What is being asked — Skip the pictures and quote all of the lines exactly.

Supplied information —
════════
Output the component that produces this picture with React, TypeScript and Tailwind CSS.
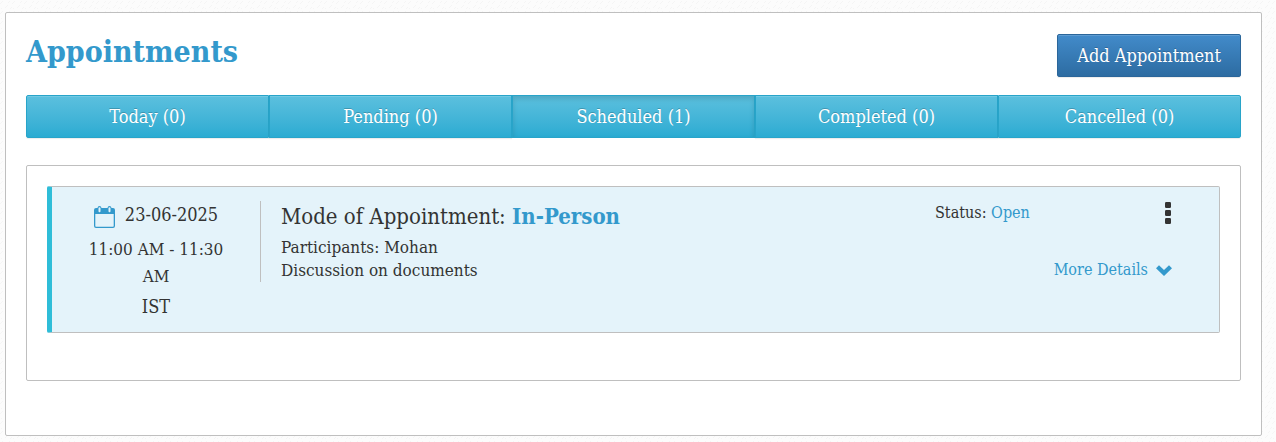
import { clsx } from 'clsx';

const tabs = [
  { label: 'Today', count: 0 },
  { label: 'Pending', count: 0 },
  { label: 'Scheduled', count: 1 },
  { label: 'Completed', count: 0 },
  { label: 'Cancelled', count: 0 },
];

const appointments = [
  {
    date: '23-06-2025',
    time: '11:00 AM - 11:30 AM',
    zone: 'IST',
    mode: 'In-Person',
    participants: 'Mohan',
    description: 'Discussion on documents',
    status: 'Open',
  },
];

const CalendarIcon = () => (
  <svg width="21" height="22" viewBox="0 0 21 22" className="shrink-0" aria-hidden="true">
    <path
      fill="#3399cc"
      fillRule="evenodd"
      d="M2 2h1.500q.2-2 2-2t2 2h6q.2-2 2-2t2 2H19a2 2 0 0 1 2 2v16a2 2 0 0 1-2 2H2a2 2 0 0 1-2-2V4a2 2 0 0 1 2-2zM1.300 8v12q0 .7.700.700h17q.7 0 .7-.7V8z"
    />
    <path stroke="#e4f3fa" strokeWidth="2" strokeLinecap="round" d="M5.500 2.200v3M15.500 2.200v3" />
  </svg>
);

const DotsIcon = () => (
  <svg width="7" height="22" viewBox="0 0 7 22" fill="#333333" aria-hidden="true">
    <rect width="6" height="6" y="0" rx="1.200" />
    <rect width="6" height="6" y="8" rx="1.200" />
    <rect width="6" height="6" y="16" rx="1.200" />
  </svg>
);

const ChevronIcon = () => (
  <svg width="16" height="11" viewBox="0 0 16 11" fill="#3399cc" aria-hidden="true">
    <path d="M0 3.300 3 .300l5 4.600 5-4.600 3 3L8 11z" />
  </svg>
);

const Background = () => (
  <svg className="absolute inset-0 -z-10 h-full w-full" aria-hidden="true">
    <defs>
      <pattern id="weave" width="12" height="10" patternUnits="userSpaceOnUse">
        <path d="M0 4l3-3M5 8l3-3M8 3l2-2M1 9l1-1M10 9l2-2" stroke="#f5f5f5" />
      </pattern>
    </defs>
    <rect width="100%" height="100%" fill="url(#weave)" />
  </svg>
);

export default function App() {
  return (
    <div className="relative isolate min-h-screen bg-[#fcfcfc] pt-3 pr-3.5 pb-1.5 pl-[5px] font-['Roboto_Slab','DejaVu_Serif_Condensed','DejaVu_Serif',serif] text-[#333333]">
      <Background />
      <main className="rounded-xs border border-[#bfbfbf] bg-white px-5 pt-[21px] pb-[54px]">
        <div className="flex items-start justify-between">
          <h1 className="text-[30px] leading-9 font-bold text-[#3399cc]">Appointments</h1>
          <button
            type="button"
            className="rounded-xs border border-[#2b669a] bg-linear-to-b from-[#428bca] to-[#2d6ca2] px-[19px] py-2 text-[18px] leading-[25px] text-white shadow-[inset_0_1px_0_rgba(255,255,255,0.15),0_1px_1px_rgba(0,0,0,0.075)] text-shadow-[0_-1px_0_rgba(0,0,0,0.2)]"
          >
            Add Appointment
          </button>
        </div>

        <div className="mt-[18px] flex">
          {tabs.map((tab) => (
            <button
              key={tab.label}
              type="button"
              aria-pressed={tab.label === 'Scheduled'}
              className={clsx(
                'flex-1 border border-[#28a4c9] bg-linear-to-b from-[#5bc0de] to-[#2aabd2] py-2 text-[18px] leading-[25px] text-white text-shadow-[0_-1px_0_rgba(0,0,0,0.2)] first:rounded-l-xs last:rounded-r-xs',
                tab.label === 'Scheduled'
                  ? 'shadow-[inset_0_3px_5px_rgba(0,0,0,0.125)]'
                  : 'shadow-[inset_0_1px_0_rgba(255,255,255,0.15),0_1px_1px_rgba(0,0,0,0.075)]'
              )}
            >
              {tab.label} ({tab.count})
            </button>
          ))}
        </div>

        <div className="mt-[27px] rounded-xs border border-[#bfbfbf] px-5 pt-5 pb-[47px]">
          {appointments.map((item) => (
            <article
              key={item.date}
              className="flex items-start rounded-xs border border-l-[5px] border-[#bfbfbf] border-l-[#2fbdd8] bg-[#e4f3fa] pt-3.5 pb-3"
            >
              <div className="w-52 shrink-0 px-8 text-center text-[18px] leading-[27px]">
                <div className="flex items-end justify-center gap-2.5">
                  <CalendarIcon />
                  <span>{item.date}</span>
                </div>
                <p className="mt-2 text-[17px]">{item.time}</p>
                <p className="mt-[3px]">{item.zone}</p>
              </div>

              <div className="min-w-0 flex-1 border-l border-[#bfbfbf] pl-5">
                <h2 className="mb-1 text-[22px] leading-[30px]">
                  Mode of Appointment: <b className="text-[#3399cc]">{item.mode}</b>
                </h2>
                <p className="text-[17px] leading-[23px]">Participants: {item.participants}</p>
                <p className="text-[17px] leading-[23px]">{item.description}</p>
              </div>

              <div className="w-[284px] shrink-0 pr-[47px] text-[16px] leading-6">
                <div className="flex items-center justify-between">
                  <p>
                    Status: <span className="text-[#3399cc]">{item.status}</span>
                  </p>
                  <button type="button" aria-label="Appointment options">
                    <DotsIcon />
                  </button>
                </div>
                <div className="mt-[33px] flex justify-end">
                  <button type="button" className="flex items-center gap-2 text-[#3399cc]">
                    More Details
                    <ChevronIcon />
                  </button>
                </div>
              </div>
            </article>
          ))}
        </div>
      </main>
    </div>
  );
}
════════
Result of the exercise —
Output the component that produces this picture with React, TypeScript and Tailwind CSS.
import { clsx } from 'clsx';

const tabs = [
  { label: 'Today', count: 0 },
  { label: 'Pending', count: 0 },
  { label: 'Scheduled', count: 1 },
  { label: 'Completed', count: 0 },
  { label: 'Cancelled', count: 0 },
];

const appointments = [
  {
    date: '23-06-2025',
    time: '11:00 AM - 11:30 AM',
    zone: 'IST',
    mode: 'In-Person',
    participants: 'Mohan',
    description: 'Discussion on documents',
    status: 'Open',
  },
];

const CalendarIcon = () => (
  <svg width="21" height="22" viewBox="0 0 21 22" className="shrink-0" aria-hidden="true">
    <path
      fill="#3399cc"
      fillRule="evenodd"
      d="M2 2h1.500q.2-2 2-2t2 2h6q.2-2 2-2t2 2H19a2 2 0 0 1 2 2v16a2 2 0 0 1-2 2H2a2 2 0 0 1-2-2V4a2 2 0 0 1 2-2zM1.300 8v12q0 .7.700.700h17q.7 0 .7-.7V8z"
    />
    <path stroke="#e4f3fa" strokeWidth="2" strokeLinecap="round" d="M5.500 2.200v3M15.500 2.200v3" />
  </svg>
);

const DotsIcon = () => (
  <svg width="7" height="22" viewBox="0 0 7 22" fill="#333333" aria-hidden="true">
    <rect width="6" height="6" y="0" rx="1.200" />
    <rect width="6" height="6" y="8" rx="1.200" />
    <rect width="6" height="6" y="16" rx="1.200" />
  </svg>
);

const ChevronIcon = () => (
  <svg width="16" height="11" viewBox="0 0 16 11" fill="#3399cc" aria-hidden="true">
    <path d="M0 3.300 3 .300l5 4.600 5-4.600 3 3L8 11z" />
  </svg>
);

const Background = () => (
  <svg className="absolute inset-0 -z-10 h-full w-full" aria-hidden="true">
    <defs>
      <pattern id="weave" width="12" height="10" patternUnits="userSpaceOnUse">
        <path d="M0 4l3-3M5 8l3-3M8 3l2-2M1 9l1-1M10 9l2-2" stroke="#f5f5f5" />
      </pattern>
    </defs>
    <rect width="100%" height="100%" fill="url(#weave)" />
  </svg>
);

export default function App() {
  return (
    <div className="relative isolate min-h-screen bg-[#fcfcfc] pt-3 pr-3.5 pb-1.5 pl-[5px] font-['Roboto_Slab','DejaVu_Serif_Condensed','DejaVu_Serif',serif] text-[#333333]">
      <Background />
      <main className="rounded-xs border border-[#bfbfbf] bg-white px-5 pt-[21px] pb-[54px]">
        <div className="flex items-start justify-between">
          <h1 className="text-[30px] leading-9 font-bold text-[#3399cc]">Appointments</h1>
          <button
            type="button"
            className="rounded-xs border border-[#2b669a] bg-linear-to-b from-[#428bca] to-[#2d6ca2] px-[19px] py-2 text-[18px] leading-[25px] text-white shadow-[inset_0_1px_0_rgba(255,255,255,0.15),0_1px_1px_rgba(0,0,0,0.075)] text-shadow-[0_-1px_0_rgba(0,0,0,0.2)]"
          >
            Add Appointment
          </button>
        </div>

        <div className="mt-[18px] flex">
          {tabs.map((tab) => (
            <button
              key={tab.label}
              type="button"
              aria-pressed={tab.label === 'Scheduled'}
              className={clsx(
                'flex-1 border border-[#28a4c9] bg-linear-to-b from-[#5bc0de] to-[#2aabd2] py-2 text-[18px] leading-[25px] text-white text-shadow-[0_-1px_0_rgba(0,0,0,0.2)] first:rounded-l-xs last:rounded-r-xs',
                tab.label === 'Scheduled'
                  ? 'shadow-[inset_0_3px_5px_rgba(0,0,0,0.125)]'
                  : 'shadow-[inset_0_1px_0_rgba(255,255,255,0.15),0_1px_1px_rgba(0,0,0,0.075)]'
              )}
            >
              {tab.label} ({tab.count})
            </button>
          ))}
        </div>

        <div className="mt-[27px] rounded-xs border border-[#bfbfbf] px-5 pt-5 pb-[47px]">
          {appointments.map((item) => (
            <article
              key={item.date}
              className="flex items-start rounded-xs border border-l-[5px] border-[#bfbfbf] border-l-[#2fbdd8] bg-[#e4f3fa] pt-3.5 pb-3"
            >
              <div className="w-52 shrink-0 px-8 text-center text-[18px] leading-[27px]">
                <div className="flex items-end justify-center gap-2.5">
                  <CalendarIcon />
                  <span>{item.date}</span>
                </div>
                <p className="mt-2 text-[17px]">{item.time}</p>
                <p className="mt-[3px]">{item.zone}</p>
              </div>

              <div className="min-w-0 flex-1 border-l border-[#bfbfbf] pl-5">
                <h2 className="mb-1 text-[22px] leading-[30px]">
                  Mode of Appointment: <b className="text-[#3399cc]">{item.mode}</b>
                </h2>
                <p className="text-[17px] leading-[23px]">Participants: {item.participants}</p>
                <p className="text-[17px] leading-[23px]">{item.description}</p>
              </div>

              <div className="w-[284px] shrink-0 pr-[47px] text-[16px] leading-6">
                <div className="flex items-center justify-between">
                  <p>
                    Status: <span className="text-[#3399cc]">{item.status}</span>
                  </p>
                  <button type="button" aria-label="Appointment options">
                    <DotsIcon />
                  </button>
                </div>
                <div className="mt-[33px] flex justify-end">
                  <button type="button" className="flex items-center gap-2 text-[#3399cc]">
                    More Details
                    <ChevronIcon />
                  </button>
                </div>
              </div>
            </article>
          ))}
        </div>
      </main>
    </div>
  );
}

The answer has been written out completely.